Di cosa avete parlato, e quanto è servito?
«L’incontro è stato molto costruttivo e l’atmosfera buona, nonostante la stanchezza dovuta alla notte bianca. La discussione è stata relativamente breve perché dovevamo rientrare nel Consiglio. Abbiamo condiviso le opinioni sui negoziati della notte prima e quelli che avevamo davanti. Tutti e tre siamo d’accordo per triplicare gli sforzi, anche a livello legislativo, per salvare Schengen e arginare la crisi dei rifugiati».
Renzi è sempre più critico verso la Germania. Che impressione le fa?
«So che il dibattito in Italia è molto acceso. Sinceramente non sono troppo turbato. E non ho chiesto spiegazioni a Renzi. Le relazioni tra Merkel e Renzi non mi competono, ma non mi sembrano difficili come vengono dipinte. Renzi è un premier che parla chiaro e apre dei confronti politici.

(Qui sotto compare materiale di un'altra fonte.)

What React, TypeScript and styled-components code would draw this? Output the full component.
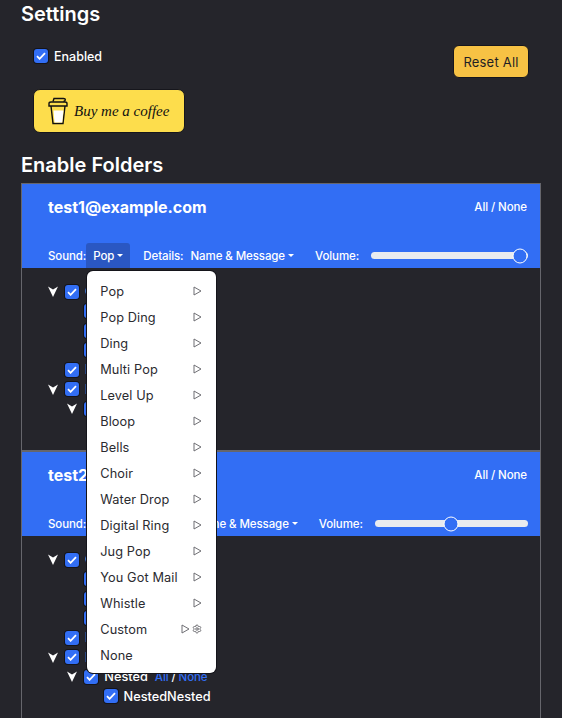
import React from 'react';
import styled, { createGlobalStyle } from 'styled-components';
import { Settings as GearIcon } from 'lucide-react';

const GlobalStyle = createGlobalStyle`
  html, body {
    margin: 0;
    padding: 0;
    height: 718px;
    overflow: hidden;
    background-color: #25252b;
  }
  body {
    font-family: Inter, "Liberation Sans", sans-serif;
    color: #fff;
    -webkit-font-smoothing: antialiased;
  }
`;

const Page = styled.div`
  padding: 2px 21px 0;
  height: 716px;
  overflow: hidden;
`;

const Heading = styled.h1`
  margin: 0;
  font-size: 20px;
  line-height: 24px;
  font-weight: 600;
`;

const SettingsRow = styled.div`
  display: flex;
  justify-content: space-between;
  align-items: flex-start;
  margin-top: 19px;
  padding: 0 12px 0 13px;
`;

const EnabledLabel = styled.label`
  display: flex;
  align-items: center;
  gap: 6px;
  height: 22px;
  font-size: 12.5px;
  font-weight: 500;
`;

const ResetButton = styled.button`
  width: 76px;
  height: 33px;
  padding: 0;
  border: 1px solid #16161c;
  border-radius: 6px;
  background-color: #f7c244;
  color: #1f1f24;
  font-family: inherit;
  font-size: 13px;
  letter-spacing: 0.2px;
`;

const CoffeeButton = styled.a`
  display: flex;
  align-items: center;
  gap: 6px;
  box-sizing: border-box;
  width: 152px;
  height: 44px;
  margin: 11px 0 0 12px;
  padding-left: 14px;
  border: 1px solid #16161c;
  border-radius: 7px;
  background-color: #fddd4c;
  color: #111;
  font-family: "Liberation Serif", serif;
  font-style: italic;
  font-size: 15px;
`;

const FoldersHeading = styled(Heading)`
  margin: 20px 0 6px;
`;

const Panel = styled.div`
  border: 1px solid #66666c;
  border-bottom: none;
  height: 600px;
`;

const AccountHeader = styled.div<{ $first?: boolean }>`
  height: 84px;
  padding: 0 13px 0 26px;
  background-color: #326ef4;
  border-top: ${(p) => (p.$first ? 'none' : '2px solid #66666c')};
  display: flex;
  flex-direction: column;
  font-size: 11.5px;
  font-weight: 500;
  letter-spacing: -0.1px;
`;

const TitleRow = styled.div`
  display: flex;
  justify-content: space-between;
  align-items: center;
  height: 46px;
`;

const AccountTitle = styled.span`
  font-size: 16px;
  font-weight: 700;
  letter-spacing: 0;
`;

const AllNone = styled.span`
  font-size: 11.5px;
`;

const ControlRow = styled.div`
  display: flex;
  align-items: center;
  height: 25px;
  margin-top: 13px;
`;

const DropdownWrap = styled.div`
  position: relative;
  margin: 0 13px 0 0;
`;

const DropdownButton = styled.div<{ $open?: boolean }>`
  display: flex;
  align-items: center;
  gap: 3px;
  height: 25px;
  padding: 0 ${(p) => (p.$open ? '7px' : '0')};
  border-radius: 3px 3px 0 0;
  background-color: ${(p) => (p.$open ? '#2a57c2' : 'transparent')};
  white-space: nowrap;
`;

const DetailsValue = styled(DropdownButton)`
  margin: 0 21px 0 7px;
`;

const Caret = styled.span`
  width: 0;
  height: 0;
  border-left: 3.5px solid transparent;
  border-right: 3.5px solid transparent;
  border-top: 3.5px solid #fff;
`;

const Track = styled.div`
  position: relative;
  flex: 1;
  height: 7px;
  margin: 0 -1px 0 12px;
  border-radius: 4px;
  background-color: #e9ebef;
`;

const Thumb = styled.span`
  position: absolute;
  top: 50%;
  width: 13px;
  height: 13px;
  transform: translate(-50%, -50%);
  border: 1.5px solid #fff;
  border-radius: 50%;
  background-color: #326ef4;
`;

const Tree = styled.div<{ $bottom: number }>`
  padding: 14px 0 ${(p) => p.$bottom}px 24px;
`;

const Row = styled.div<{ $level: number }>`
  display: flex;
  align-items: center;
  height: 19.5px;
  padding-left: ${(p) => p.$level * 19.25}px;
  font-size: 12.75px;
  font-weight: 500;
`;

const ArrowSlot = styled.span`
  display: flex;
  align-items: center;
  width: 19px;
  padding-left: 2px;
  box-sizing: border-box;
`;

const Box = styled.span`
  display: flex;
  align-items: center;
  justify-content: center;
  flex: none;
  box-sizing: border-box;
  width: 14px;
  height: 14px;
  border-radius: 3px;
  background-color: #326ef4;
  box-shadow: 0 0 0 1px #14141a;
`;

const RowLabel = styled.span`
  margin-left: 6px;
`;

const BlueLinks = styled.span`
  margin-left: 7px;
  font-size: 11.5px;
  letter-spacing: -0.1px;
  color: #326ef4;
`;

const Slash = styled.span`
  color: #fff;
`;

const Menu = styled.div`
  position: absolute;
  z-index: 10;
  top: 28px;
  left: 1px;
  box-sizing: border-box;
  width: 129px;
  padding: 7px 0 5px;
  border-radius: 6px;
  background-color: #fff;
  box-shadow: 0 0 0 1px #14141a;
  color: #2b2b30;
  font-size: 12.75px;
  font-weight: 400;
  letter-spacing: 0.1px;
`;

const MenuItem = styled.div`
  display: flex;
  align-items: center;
  justify-content: space-between;
  height: 26px;
  padding: 0 14px 0 13px;
`;

const MenuIcons = styled.span`
  display: flex;
  align-items: center;
  gap: 2px;
  color: #6f6f74;
`;

const Check = () => (
  <svg width="10" height="8" viewBox="0 0 10 8" fill="none">
    <path d="M1 4.2 3.6 6.8 9 1.2" stroke="#fff" strokeWidth="1.8" />
  </svg>
);

const Arrow = () => (
  <svg width="10" height="11" viewBox="0 0 10 11" fill="#fff">
    <path d="M0 0.5 5 3.5 10 0.5 5 11Z" />
  </svg>
);

const PlayIcon = () => (
  <svg width="9" height="10" viewBox="0 0 9 10" fill="none">
    <path d="M1 1 8 5 1 9Z" stroke="currentColor" strokeWidth="1" strokeLinejoin="round" />
  </svg>
);

const Cup = () => (
  <svg width="20" height="28" viewBox="0 0 20 28" fill="none" stroke="#111" strokeWidth="1.4">
    <path d="M5 4.5 6 1.5H15.5C18 1.5 18 4 15.5 4.5" />
    <path d="M1 9V6.5C1 5.5 2 5 3 5H17C18 5 19 5.5 19 6.5V9Z" />
    <path d="M3 9 5 26.5H15L17 9" />
    <path d="M5.5 13.5H15.5L14.2 25.5H6.5Z" fill="#fff" stroke="none" />
  </svg>
);

const sounds = [
  'Pop', 'Pop Ding', 'Ding', 'Multi Pop', 'Level Up', 'Bloop', 'Bells', 'Choir',
  'Water Drop', 'Digital Ring', 'Jug Pop', 'You Got Mail', 'Whistle', 'Custom', 'None',
];

type Folder = { name: string; level: number; arrow?: boolean; links?: boolean };

const firstTree: Folder[] = [
  { name: 'Categories', level: 0, arrow: true },
  { name: 'Forums', level: 1 },
  { name: 'Social', level: 1 },
  { name: 'Updates', level: 1 },
  { name: 'Inbox', level: 0 },
  { name: 'Labels', level: 0, arrow: true },
  { name: 'Nested', level: 1, arrow: true },
];

const secondTree: Folder[] = [
  { name: 'Categories', level: 0, arrow: true },
  { name: 'Forums', level: 1 },
  { name: 'Social', level: 1 },
  { name: 'Updates', level: 1 },
  { name: 'Inbox', level: 0 },
  { name: 'Labels', level: 0, arrow: true },
  { name: 'Nested', level: 1, arrow: true, links: true },
  { name: 'NestedNested', level: 2 },
];

const FolderRows: React.FC<{ folders: Folder[] }> = ({ folders }) => (
  <>
    {folders.map((f) => (
      <Row key={f.name} $level={f.level}>
        <ArrowSlot>{f.arrow && <Arrow />}</ArrowSlot>
        <Box><Check /></Box>
        <RowLabel>{f.name}</RowLabel>
        {f.links && (
          <BlueLinks>All <Slash>/</Slash> None</BlueLinks>
        )}
      </Row>
    ))}
  </>
);

const SoundMenu: React.FC = () => (
  <Menu>
    {sounds.map((s) => (
      <MenuItem key={s}>
        {s}
        {s !== 'None' && (
          <MenuIcons>
            <PlayIcon />
            {s === 'Custom' && <GearIcon size={10} strokeWidth={2.4} />}
          </MenuIcons>
        )}
      </MenuItem>
    ))}
  </Menu>
);

const Account: React.FC<{
  email: string;
  sound: string;
  first?: boolean;
  volume: number;
  children?: React.ReactNode;
}> = ({ email, sound, first, volume, children }) => (
  <AccountHeader $first={first}>
    <TitleRow>
      <AccountTitle>{email}</AccountTitle>
      <AllNone>All / None</AllNone>
    </TitleRow>
    <ControlRow>
      Sound:
      <DropdownWrap>
        <DropdownButton $open>
          {sound}
          <Caret />
        </DropdownButton>
        {children}
      </DropdownWrap>
      Details:
      <DetailsValue>
        Name &amp; Message
        <Caret />
      </DetailsValue>
      Volume:
      <Track>
        <Thumb style={{ left: `${volume}%` }} />
      </Track>
    </ControlRow>
  </AccountHeader>
);

export default function App() {
  return (
    <Page>
      <GlobalStyle />
      <Heading>Settings</Heading>
      <SettingsRow>
        <EnabledLabel>
          <Box><Check /></Box>
          Enabled
        </EnabledLabel>
        <ResetButton>Reset All</ResetButton>
      </SettingsRow>
      <CoffeeButton>
        <Cup />
        Buy me a coffee
      </CoffeeButton>
      <FoldersHeading>Enable Folders</FoldersHeading>
      <Panel>
        <Account email="test1@example.com" sound="Pop" first volume={95}>
          <SoundMenu />
        </Account>
        <Tree $bottom={31.5}>
          <FolderRows folders={firstTree} />
        </Tree>
        <Account email="test2@example.com" sound="Ding" volume={50} />
        <Tree $bottom={0}>
          <FolderRows folders={secondTree} />
        </Tree>
      </Panel>
    </Page>
  );
}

Per me l’importante è che si guardi alla sostanza e alla volontà di compromesso più che alla forma, senza veti né da una parte né dall’altra, e nell’interesse comune perché l’Unione non è e non può essere un gioco a somma zero. Non ho dubbi sulla genuinità dell’europeismo di Renzi. Direi che più di altri capi di governo, pensa all’Europa come a uno spazio politico e non come all’ambito delle relazioni internazionali. Lo condivido».
Merkel sembra isolata e più debole, in Germania e nella Ue. Concorda?
«La cancelliera, e il governo di coalizione tra socialdemocratici e cristianodemocratici, hanno dimostrato leadership e determinazione. Certo la crisi dei rifugiati pone sfide a livello municipale, regionale, federale e europeo. Ma a Merkel va riconosciuto di aver agito secondo coscienza, non in un’ottica elettoralistica. Ha spalle larghe. Più di chi nel suo partito cerca visibilità o vuole riposizionarsi pensando al futuro. Quello che mi preoccupa è la situazione dell’Unione Europea, non della Germania. La Ue ha passato gli ultimi anni lottando contro crisi molteplici, più che comunicando un’agenda proattiva. Dobbiamo tornare ad essere un progetto di futuro: che guardi alla crescita, alla solidità della zona euro, alla politica industriale e all’Europa sociale. Dobbiamo essere meno ingenui nelle relazioni commerciali e meno subalterni a Russia e Stati Uniti in politica estera».
Renzi propone di sospendere i fondi europei ai Paesi d’Europa centro-orientale che non cooperano sui rifugiati. Che ne pensa?
«Dobbiamo uscire da una spirale che ci troverebbe tutti perdenti. La tensione di questo vertice dimostra fino a che punto la fiducia in Europa sia incrinata. Ma Renzi ha ragione a sottolineare come la solidarietà non può funzionare a senso unico. Ci sono Paesi che parlano di solidarietà quando si tratta di fondi regionali o di sicurezza in Europa, ma rifiutano di accogliere qualche migliaio di rifugiati dei ricollocamenti. Difendono la libera circolazione quando tocca i loro interessi, ma non muovono un dito quando c’è bisogno di uno sforzo comune. Chi offre solidarietà, ha ragione ad aspettarsi solidarietà. Chi sfrutta l’Unione per i suoi benefici, ma addossa ad altri i sacrifici, non si sorprenda se un giorno qualcuno chieda che la musica cambi».
Che pensa dell’idea di tagliare la Grecia fuori da Schengen e fare una mini-Schengen di pochi Paesi del Centro-nord?
«Non possiamo minacciare di punire la Grecia, quando i ricollocamenti verso gli altri Paesi non accadono. Sono anche fermamente contro ogni discussione su una mini-Schengen o come si voglia chiamare la proposta di un nucleo ristretto di Paesi. Dobbiamo rafforzare la zona Schengen, non mutilarla. Abbiamo proposte in merito che vanno concluse con urgenza: dalla creazione di una Guardia costiera e di frontiera europea, la facilitazione dei rimpatri tramite nuovi accordi, il codice frontiere Schengen e la prossima revisione del sistema di Dublino e del nostro quadro giuridico sulle migrazioni legali».